Instructions for the task: Reproduce the listing word for word, leaving every picture behind.

==========

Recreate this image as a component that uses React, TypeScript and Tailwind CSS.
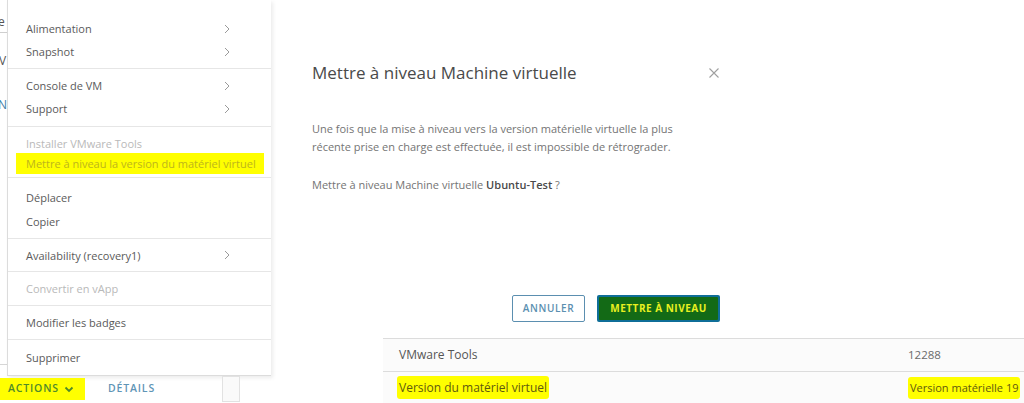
import React from 'react'

const font = { fontFamily: '"Open Sans", "Liberation Sans", sans-serif' }

function Chevron() {
    return (
        <svg width="8" height="10" viewBox="0 0 8 10" className="shrink-0">
            <polyline points="2,1 6,5 2,9" fill="none" stroke="#9a9a9a" strokeWidth="1" />
        </svg>
    )
}

function Item({ label, sub, disabled, h, mark }: { label: string; sub?: boolean; disabled?: boolean; h: string; mark?: boolean }) {
    return (
        <div className={`${h} flex items-center justify-between pl-[18px] pr-[40px]`}>
            <span
                className={`text-[11px] leading-none whitespace-nowrap ${mark ? 'bg-[#ffff00] -ml-[10px] pl-[10px] pr-[8px] py-[5px] text-[#bdb51c]' : disabled ? 'text-[#b9b9b9]' : 'text-[#5a5a5a]'}`}
            >
                {label}
            </span>
            {sub && <Chevron />}
        </div>
    )
}

function Menu() {
    return (
        <div className="w-[264px] bg-white border-l border-b border-[#dcdcdc] shadow-[2px_2px_4px_rgba(0,0,0,0.08)]">
            <div className="pt-[17px] pb-[5px] border-b border-[#e6e6e6]">
                <Item label="Alimentation" sub h="h-[23px]" />
                <Item label="Snapshot" sub h="h-[23px]" />
            </div>
            <div className="pt-[5px] pb-[6px] border-b border-[#e6e6e6]">
                <Item label="Console de VM" sub h="h-[23px]" />
                <Item label="Support" sub h="h-[23px]" />
            </div>
            <div className="pt-[6px] pb-[4px] border-b border-[#e6e6e6]">
                <Item label="Installer VMware Tools" disabled h="h-[20px]" />
                <Item label="Mettre à niveau la version du matériel virtuel" mark h="h-[20px]" />
            </div>
            <div className="pt-[7px] pb-[5px] border-b border-[#e6e6e6]">
                <Item label="Déplacer" h="h-[24px]" />
                <Item label="Copier" h="h-[24px]" />
            </div>
            <div className="pt-[4px] pb-[4px] border-b border-[#e6e6e6]">
                <Item label="Availability (recovery1)" sub h="h-[24px]" />
            </div>
            <div className="border-b border-[#e6e6e6]">
                <Item label="Convertir en vApp" disabled h="h-[33px]" />
            </div>
            <div className="border-b border-[#e6e6e6]">
                <Item label="Modifier les badges" h="h-[33px]" />
            </div>
            <div>
                <Item label="Supprimer" h="h-[35px]" />
            </div>
        </div>
    )
}

export default function App() {
    return (
        <div className="w-[1024px] h-[403px] bg-white overflow-hidden flex" style={font}>
            {/* left: actions menu */}
            <div className="w-[272px] shrink-0 flex flex-col">
                <div className="flex">
                    <div className="w-[7px] shrink-0 overflow-hidden text-[12px] text-[#555]">
                        <div className="h-[33px] border-b border-[#cfcfcf] flex items-end pb-[1px] -ml-[2px]">e</div>
                        <div className="mt-[19px] -ml-[1px]">V</div>
                        <div className="mt-[26px] -ml-[2px] text-[#3f7ea6]">N</div>
                        <div className="mt-[250px] border-b border-[#d6d6d6]" />
                    </div>
                    <Menu />
                </div>
                <div className="flex items-center h-[26px]">
                    <div className="bg-[#ffff00] h-[22px] w-[85px] flex items-center pl-[8px] gap-[5px]">
                        <span className="text-[10.5px] font-semibold tracking-[0.08em] text-[#4f8a2a]">ACTIONS</span>
                        <svg width="10" height="7" viewBox="0 0 10 7">
                            <polyline points="1.5,1.5 5,5 8.5,1.5" fill="none" stroke="#4f8a2a" strokeWidth="1.8" />
                        </svg>
                    </div>
                    <span className="ml-[23px] text-[10.5px] font-semibold tracking-[0.08em] text-[#5f95b6]">DÉTAILS</span>
                    <div className="ml-[67px] w-[18px] h-[26px] border border-[#e2e2e2] bg-[#fafafa]" />
                </div>
            </div>

            {/* right: dialog + table */}
            <div className="flex-1 flex flex-col">
                <div className="pl-[40px] pt-[60px] w-[450px]">
                    <div className="flex items-center justify-between">
                        <h1 className="text-[17px] text-[#4a4a4a] leading-[26px]">Mettre à niveau Machine virtuelle</h1>
                        <svg width="12" height="12" viewBox="0 0 12 12" className="mr-[2px]">
                            <path d="M1.5 1.5 L10.5 10.5 M10.5 1.5 L1.5 10.5" stroke="#a0a0a0" strokeWidth="1.1" />
                        </svg>
                    </div>
                    <p className="mt-[34px] text-[11px] leading-[18px] text-[#747474] w-[400px]">
                        Une fois que la mise à niveau vers la version matérielle virtuelle la plus récente prise en charge est effectuée, il est impossible de rétrograder.
                    </p>
                    <p className="mt-[20px] text-[11px] leading-[18px] text-[#747474]">
                        Mettre à niveau Machine virtuelle <span className="font-semibold text-[#4a4a4a]">Ubuntu-Test</span> ?
                    </p>
                </div>
                <div className="flex gap-[12px] pl-[240px] mt-[101px]">
                    <button className="w-[73px] h-[27px] border border-[#5b8fb0] rounded-[2px] text-[10px] font-semibold tracking-[0.06em] text-[#5b8fb0] bg-white">
                        ANNULER
                    </button>
                    <button className="w-[123px] h-[27px] rounded-[2px] bg-[#0f6e98] p-[2px]">
                        <span className="flex h-full items-center justify-center rounded-[1px] bg-[#136a16] text-[10px] font-bold tracking-[0.05em] text-[#e8f020]">
                            METTRE À NIVEAU
                        </span>
                    </button>
                </div>
                <div className="ml-[111px] mt-[16px] border-t border-[#dcdcdc] bg-[#fbfbfb] text-[12px] text-[#555]">
                    <div className="h-[33px] flex items-center border-b border-[#dcdcdc]">
                        <span className="pl-[16px] w-[525px]">VMware Tools</span>
                        <span className="text-[#6a6a6a] text-[11.5px]">12288</span>
                    </div>
                    <div className="h-[32px] flex items-center">
                        <span className="ml-[14px] w-[511px]">
                            <span className="bg-[#ffff00] text-[#5f5a10] px-[2px] py-[3px] rounded-[3px]">Version du matériel virtuel</span>
                        </span>
                        <span className="bg-[#ffff00] text-[#5f5a10] text-[11px] px-[2px] py-[3px] rounded-[3px] whitespace-nowrap">Version matérielle 19</span>
                    </div>
                </div>
            </div>
        </div>
    )
}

==========

Final answer:
Recreate this image as a component that uses React, TypeScript and Tailwind CSS.
import React from 'react'

const font = { fontFamily: '"Open Sans", "Liberation Sans", sans-serif' }

function Chevron() {
    return (
        <svg width="8" height="10" viewBox="0 0 8 10" className="shrink-0">
            <polyline points="2,1 6,5 2,9" fill="none" stroke="#9a9a9a" strokeWidth="1" />
        </svg>
    )
}

function Item({ label, sub, disabled, h, mark }: { label: string; sub?: boolean; disabled?: boolean; h: string; mark?: boolean }) {
    return (
        <div className={`${h} flex items-center justify-between pl-[18px] pr-[40px]`}>
            <span
                className={`text-[11px] leading-none whitespace-nowrap ${mark ? 'bg-[#ffff00] -ml-[10px] pl-[10px] pr-[8px] py-[5px] text-[#bdb51c]' : disabled ? 'text-[#b9b9b9]' : 'text-[#5a5a5a]'}`}
            >
                {label}
            </span>
            {sub && <Chevron />}
        </div>
    )
}

function Menu() {
    return (
        <div className="w-[264px] bg-white border-l border-b border-[#dcdcdc] shadow-[2px_2px_4px_rgba(0,0,0,0.08)]">
            <div className="pt-[17px] pb-[5px] border-b border-[#e6e6e6]">
                <Item label="Alimentation" sub h="h-[23px]" />
                <Item label="Snapshot" sub h="h-[23px]" />
            </div>
            <div className="pt-[5px] pb-[6px] border-b border-[#e6e6e6]">
                <Item label="Console de VM" sub h="h-[23px]" />
                <Item label="Support" sub h="h-[23px]" />
            </div>
            <div className="pt-[6px] pb-[4px] border-b border-[#e6e6e6]">
                <Item label="Installer VMware Tools" disabled h="h-[20px]" />
                <Item label="Mettre à niveau la version du matériel virtuel" mark h="h-[20px]" />
            </div>
            <div className="pt-[7px] pb-[5px] border-b border-[#e6e6e6]">
                <Item label="Déplacer" h="h-[24px]" />
                <Item label="Copier" h="h-[24px]" />
            </div>
            <div className="pt-[4px] pb-[4px] border-b border-[#e6e6e6]">
                <Item label="Availability (recovery1)" sub h="h-[24px]" />
            </div>
            <div className="border-b border-[#e6e6e6]">
                <Item label="Convertir en vApp" disabled h="h-[33px]" />
            </div>
            <div className="border-b border-[#e6e6e6]">
                <Item label="Modifier les badges" h="h-[33px]" />
            </div>
            <div>
                <Item label="Supprimer" h="h-[35px]" />
            </div>
        </div>
    )
}

export default function App() {
    return (
        <div className="w-[1024px] h-[403px] bg-white overflow-hidden flex" style={font}>
            {/* left: actions menu */}
            <div className="w-[272px] shrink-0 flex flex-col">
                <div className="flex">
                    <div className="w-[7px] shrink-0 overflow-hidden text-[12px] text-[#555]">
                        <div className="h-[33px] border-b border-[#cfcfcf] flex items-end pb-[1px] -ml-[2px]">e</div>
                        <div className="mt-[19px] -ml-[1px]">V</div>
                        <div className="mt-[26px] -ml-[2px] text-[#3f7ea6]">N</div>
                        <div className="mt-[250px] border-b border-[#d6d6d6]" />
                    </div>
                    <Menu />
                </div>
                <div className="flex items-center h-[26px]">
                    <div className="bg-[#ffff00] h-[22px] w-[85px] flex items-center pl-[8px] gap-[5px]">
                        <span className="text-[10.5px] font-semibold tracking-[0.08em] text-[#4f8a2a]">ACTIONS</span>
                        <svg width="10" height="7" viewBox="0 0 10 7">
                            <polyline points="1.5,1.5 5,5 8.5,1.5" fill="none" stroke="#4f8a2a" strokeWidth="1.8" />
                        </svg>
                    </div>
                    <span className="ml-[23px] text-[10.5px] font-semibold tracking-[0.08em] text-[#5f95b6]">DÉTAILS</span>
                    <div className="ml-[67px] w-[18px] h-[26px] border border-[#e2e2e2] bg-[#fafafa]" />
                </div>
            </div>

            {/* right: dialog + table */}
            <div className="flex-1 flex flex-col">
                <div className="pl-[40px] pt-[60px] w-[450px]">
                    <div className="flex items-center justify-between">
                        <h1 className="text-[17px] text-[#4a4a4a] leading-[26px]">Mettre à niveau Machine virtuelle</h1>
                        <svg width="12" height="12" viewBox="0 0 12 12" className="mr-[2px]">
                            <path d="M1.5 1.5 L10.5 10.5 M10.5 1.5 L1.5 10.5" stroke="#a0a0a0" strokeWidth="1.1" />
                        </svg>
                    </div>
                    <p className="mt-[34px] text-[11px] leading-[18px] text-[#747474] w-[400px]">
                        Une fois que la mise à niveau vers la version matérielle virtuelle la plus récente prise en charge est effectuée, il est impossible de rétrograder.
                    </p>
                    <p className="mt-[20px] text-[11px] leading-[18px] text-[#747474]">
                        Mettre à niveau Machine virtuelle <span className="font-semibold text-[#4a4a4a]">Ubuntu-Test</span> ?
                    </p>
                </div>
                <div className="flex gap-[12px] pl-[240px] mt-[101px]">
                    <button className="w-[73px] h-[27px] border border-[#5b8fb0] rounded-[2px] text-[10px] font-semibold tracking-[0.06em] text-[#5b8fb0] bg-white">
                        ANNULER
                    </button>
                    <button className="w-[123px] h-[27px] rounded-[2px] bg-[#0f6e98] p-[2px]">
                        <span className="flex h-full items-center justify-center rounded-[1px] bg-[#136a16] text-[10px] font-bold tracking-[0.05em] text-[#e8f020]">
                            METTRE À NIVEAU
                        </span>
                    </button>
                </div>
                <div className="ml-[111px] mt-[16px] border-t border-[#dcdcdc] bg-[#fbfbfb] text-[12px] text-[#555]">
                    <div className="h-[33px] flex items-center border-b border-[#dcdcdc]">
                        <span className="pl-[16px] w-[525px]">VMware Tools</span>
                        <span className="text-[#6a6a6a] text-[11.5px]">12288</span>
                    </div>
                    <div className="h-[32px] flex items-center">
                        <span className="ml-[14px] w-[511px]">
                            <span className="bg-[#ffff00] text-[#5f5a10] px-[2px] py-[3px] rounded-[3px]">Version du matériel virtuel</span>
                        </span>
                        <span className="bg-[#ffff00] text-[#5f5a10] text-[11px] px-[2px] py-[3px] rounded-[3px] whitespace-nowrap">Version matérielle 19</span>
                    </div>
                </div>
            </div>
        </div>
    )
}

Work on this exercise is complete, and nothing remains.